The one who was left without a sofa on that fateful day was Osman Kavala, a wealthy Turkish citizen who devotes his fortune to cultural, political and educational projects in his country. Kavala sees himself as a bridge-builder between Turkey and Western Europe, working with Turkish and European partners for democracy in his country and for the cultivation of peaceful relations with his European neighbours. Since October 2017 he has spent his time imprisoned in solitary confinement, originally accused of inciting the Gezi Park demonstrations three years earlier. In 2019 he was finally tried and in February 2020 acquitted of all charges. As he was about to leave the courtroom, he was arrested again, this time for his alleged involvement in the so-called Gülen coup in 2016. The judges who acquitted him are now under investigation for alleged terrorist collaboration. In December 2020, four months before the two European presidents’ trip to Turkey, his second trial began. Prosecutors are seeking life imprisonment for involvement in the coup and an additional 20 years for espionage. The previous acquittal was overturned and the case will be retried. The European Court of Human Rights and other European bodies, including the Parliament, have repeatedly demanded Kavala’s immediate release without success. In fact, Michel’s and von der Leyen’s presidential colleague has publicly declared Kavala guilty several times.
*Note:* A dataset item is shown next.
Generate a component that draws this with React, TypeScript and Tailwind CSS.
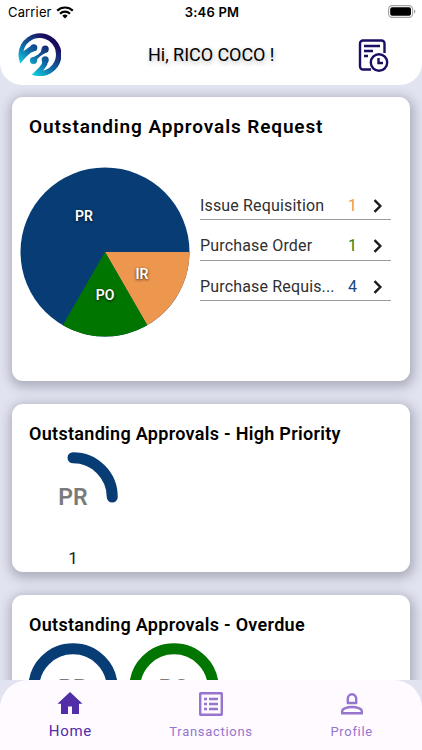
import type { ReactNode } from 'react'
import { clsx } from 'clsx'

const NAVY = '#083c75'
const GREEN = '#007500'
const ORANGE = '#ed964e'

const requests = [
  { label: 'Issue Requisition', count: 1, color: 'text-[#ed964e]' },
  { label: 'Purchase Order', count: 1, color: 'text-[#1c851c]' },
  { label: 'Purchase Requis...', count: 4, color: 'text-[#174783]' },
]

function StatusBar() {
  return (
    <div className="grid h-6 grid-cols-3 items-center pl-2 pr-1.5 font-['Inter',sans-serif] text-[13px] leading-none text-black">
      <div className="flex items-center gap-1">
        <span className="tracking-[0.15px]">Carrier</span>
        <svg width="18" height="13" viewBox="0 0 18 13" fill="none" stroke="black" strokeWidth="2.2">
          <path d="M1.2 4.6a11.3 11.3 0 0 1 15.6 0" />
          <path d="M4 7.7a7.2 7.2 0 0 1 10 0" />
          <path d="M9 12.5 6.3 9.8a3.9 3.9 0 0 1 5.4 0z" fill="black" stroke="none" />
        </svg>
      </div>
      <span className="text-center font-semibold tracking-[0.2px]">3:46 PM</span>
      <svg className="-mt-0.5 justify-self-end" width="28" height="13" viewBox="0 0 28 13">
        <rect x="0.6" y="0.6" width="24" height="11.8" rx="3.6" fill="none" stroke="#a3a3a3" strokeWidth="1.1" />
        <rect x="2.2" y="2.2" width="20.8" height="8.6" rx="2" fill="black" />
        <path d="M26 4.5v4c.8-.3 1.4-1.1 1.4-2s-.6-1.7-1.4-2z" fill="#a3a3a3" />
      </svg>
    </div>
  )
}

function Logo() {
  return (
    <svg width="43" height="43" viewBox="0 0 128 128">
      <defs>
        <linearGradient id="logo" x1="20" y1="112" x2="96" y2="20" gradientUnits="userSpaceOnUse">
          <stop offset="0" stopColor="#13e0ec" />
          <stop offset="0.45" stopColor="#0f6aa6" />
          <stop offset="1" stopColor="#1b0a5c" />
        </linearGradient>
      </defs>
      <g fill="url(#logo)">
        {/* Outer ring with its two tails */}
        <path d="M7 91A64 64 0 1 1 41 124L64 101Q73 93 73 82L89 84Q89 95 80 105L74 112A49 49 0 1 0 16 54L38 39L52 51Q48 54 38 59Q25 69 7 91Z" />
        {/* Nodes */}
        <circle cx="47" cy="44" r="10.5" />
        <circle cx="81" cy="48" r="10.5" />
        <circle cx="46" cy="82" r="10.5" />
        <circle cx="81" cy="80" r="10.5" />
        <path d="M71 47Q70 57 60 64Q51 70 41 74L54 86Q56 76 66 69Q76 62 86 57Z" />
      </g>
    </svg>
  )
}

function HistoryIcon() {
  return (
    <svg className="mt-0.5" width="31" height="34" viewBox="0 0 31 34" fill="none" stroke="#1b0e63" strokeWidth="2.4">
      <path d="M13 30.5H5a3 3 0 0 1-3-3v-23a3 3 0 0 1 3-3h18.5a3 3 0 0 1 3 3V14" />
      <path d="M6 7h16M6 12h9M6 17h4" />
      <circle cx="21" cy="23.5" r="8.2" />
      <path d="M20.5 19v5H25" />
    </svg>
  )
}

function PieChart() {
  return (
    <svg
      width="170"
      height="170"
      viewBox="-85 -85 170 170"
      className="shrink-0 font-['Roboto',sans-serif] text-[14px] font-semibold"
    >
      <circle r="84.5" fill={NAVY} />
      <path d="M0 0H84.5A84.5 84.5 0 0 1 42.25 73.18Z" fill={ORANGE} />
      <path d="M0 0L42.25 73.18A84.5 84.5 0 0 1 -42.25 73.18Z" fill={GREEN} />
      <g fill="white" textAnchor="middle" className="[text-shadow:0_1px_3px_rgba(0,0,0,0.8)]">
        <text x="-21" y="-31">PR</text>
        <text x="37" y="27">IR</text>
        <text x="0" y="48">PO</text>
      </g>
    </svg>
  )
}

function Chevron() {
  return (
    <svg width="10" height="14" viewBox="0 0 10 14" fill="none" stroke="#1b1b1b" strokeWidth="2.4">
      <path d="M1.5 1.2 7.3 7l-5.8 5.8" />
    </svg>
  )
}

function Card({ title, className, titleClass, children }: {
  title: string
  className?: string
  titleClass?: string
  children: ReactNode
}) {
  return (
    <section className={clsx('shrink-0 rounded-[11px] bg-white shadow-[1px_3px_11px_3px_rgba(60,60,75,0.32)]', className)}>
      <h2 className={clsx('pl-[17.5px] font-semibold text-black', titleClass)}>{title}</h2>
      {children}
    </section>
  )
}

function Ring({ label, color, full }: { label: string; color: string; full?: boolean }) {
  return (
    <svg width="90" height="90" viewBox="-45 -45 90 90" className="shrink-0 text-[23px] font-semibold">
      {full ? (
        <circle r="39.25" fill="none" stroke={color} strokeWidth="11" />
      ) : (
        <path d="M0 -39.25A39.25 39.25 0 0 1 39.25 0" fill="none" stroke={color} strokeWidth="11" strokeLinecap="round" />
      )}
      <text x="0" y="8" textAnchor="middle" fill="#7b7b7b">{label}</text>
    </svg>
  )
}

function HomeIcon() {
  return (
    <svg width="26" height="23" viewBox="0 0 26 23" fill="#512da8">
      <path d="M13 0 .5 11.7H4V22h7v-7.5h4V22h7V11.7h3.5z" />
    </svg>
  )
}

function TransactionsIcon() {
  return (
    <svg width="24" height="24" viewBox="0 0 24 24" fill="none" stroke="#9575cd" strokeWidth="2.4">
      <rect x="1.2" y="1.2" width="21.6" height="21.6" rx="0.5" />
      <path d="M5 7h3M5 12h3M5 17h3M10 7h9M10 12h9M10 17h9" />
    </svg>
  )
}

function ProfileIcon() {
  return (
    <svg width="22" height="22" viewBox="0 0 22 22" fill="none" stroke="#9575cd" strokeWidth="2.4">
      <path d="M6.8 10V5.5a4.2 4.2 0 0 1 8.4 0V10z" strokeLinejoin="round" />
      <path d="M1.2 20.3V18c0-2.500 5-4 9.800-4s9.800 1.500 9.800 4v2.300z" />
    </svg>
  )
}

export default function App() {
  return (
    <div className="flex h-[750px] w-[422px] flex-col overflow-hidden bg-[#e2e3f1] font-['Roboto',sans-serif]">
      <header className="h-[85px] shrink-0 rounded-b-[22px] bg-white">
        <StatusBar />
        <div className="flex h-[61px] items-center justify-between pl-[17.5px] pr-[33px]">
          <Logo />
          <p className="pl-1 text-[18px] tracking-[-0.05px] text-black [text-shadow:1px_2px_5px_rgba(0,0,0,0.3)]">Hi, RICO COCO !</p>
          <HistoryIcon />
        </div>
      </header>

      <main className="flex min-h-0 flex-1 flex-col gap-[23px] overflow-hidden pl-[11.5px] pr-3 pt-3">
        <Card title="Outstanding Approvals Request" className="h-[284px]" titleClass="pt-[17px] text-[19px] leading-[26px] tracking-[0.88px]">
          <div className="flex pl-[8.5px] pt-[27px]">
            <PieChart />
            <ul className="ml-[10px] mt-[16px] w-[191px]">
              {requests.map((item) => (
                <li key={item.label} className="mb-[3.5px] flex h-[37px] items-center border-b border-[#9b9b9b] pt-[9px] text-[16px]">
                  <span className="w-[139.5px] whitespace-nowrap tracking-[0.16px] text-[#303030]">{item.label}</span>
                  <span className={clsx('w-[26px] text-center', item.color)}>{item.count}</span>
                  <span className="pl-[7px]">
                    <Chevron />
                  </span>
                </li>
              ))}
            </ul>
          </div>
        </Card>

        <Card title="Outstanding Approvals - High Priority" className="h-[168px]" titleClass="pt-[17px] text-[18px] leading-[26px] tracking-[0.3px]">
          <div className="ml-[16.5px] flex w-[90px] flex-col items-center pt-[5px]">
            <Ring label="PR" color={NAVY} />
            <span className="mt-1 text-[17px] leading-6 text-[#222]">1</span>
          </div>
        </Card>

        <Card title="Outstanding Approvals - Overdue" className="h-[168px]" titleClass="pt-[17px] text-[18px] leading-[26px] tracking-[0.3px]">
          <div className="flex gap-[11px] pl-[16.5px] pt-[5px]">
            <Ring label="PR" color={NAVY} full />
            <Ring label="PO" color={GREEN} full />
          </div>
        </Card>
      </main>

      <nav className="z-10 grid h-[70px] shrink-0 grid-cols-3 rounded-t-[28px] bg-[#fefaff] text-[13px] tracking-[0.7px] text-[#9575cd]">
        <div className="flex flex-col items-center pt-3">
          <HomeIcon />
          <span className="mt-[5px] text-[15px] leading-[22px] text-[#512da8]">Home</span>
        </div>
        <div className="flex flex-col items-center pt-3">
          <TransactionsIcon />
          <span className="mt-[6px] leading-[20px]">Transactions</span>
        </div>
        <div className="flex flex-col items-center pt-[13px]">
          <ProfileIcon />
          <span className="mt-[7px] leading-[20px]">Profile</span>
        </div>
      </nav>
    </div>
  )
}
Questions: Couldn’t the two European presidents have made their presence in Erdoğan’s dining room conditional on Kavala’s release? How could Sofagate displace Kavalgate as the European public scandal of the week? And why does “Europe”, as currently personified by the European Union, impose sanctions on Putin over the Navalny case, while granting Erdoğan the simultaneous visit of two presidents, a president and a female president, in spite of Kavala?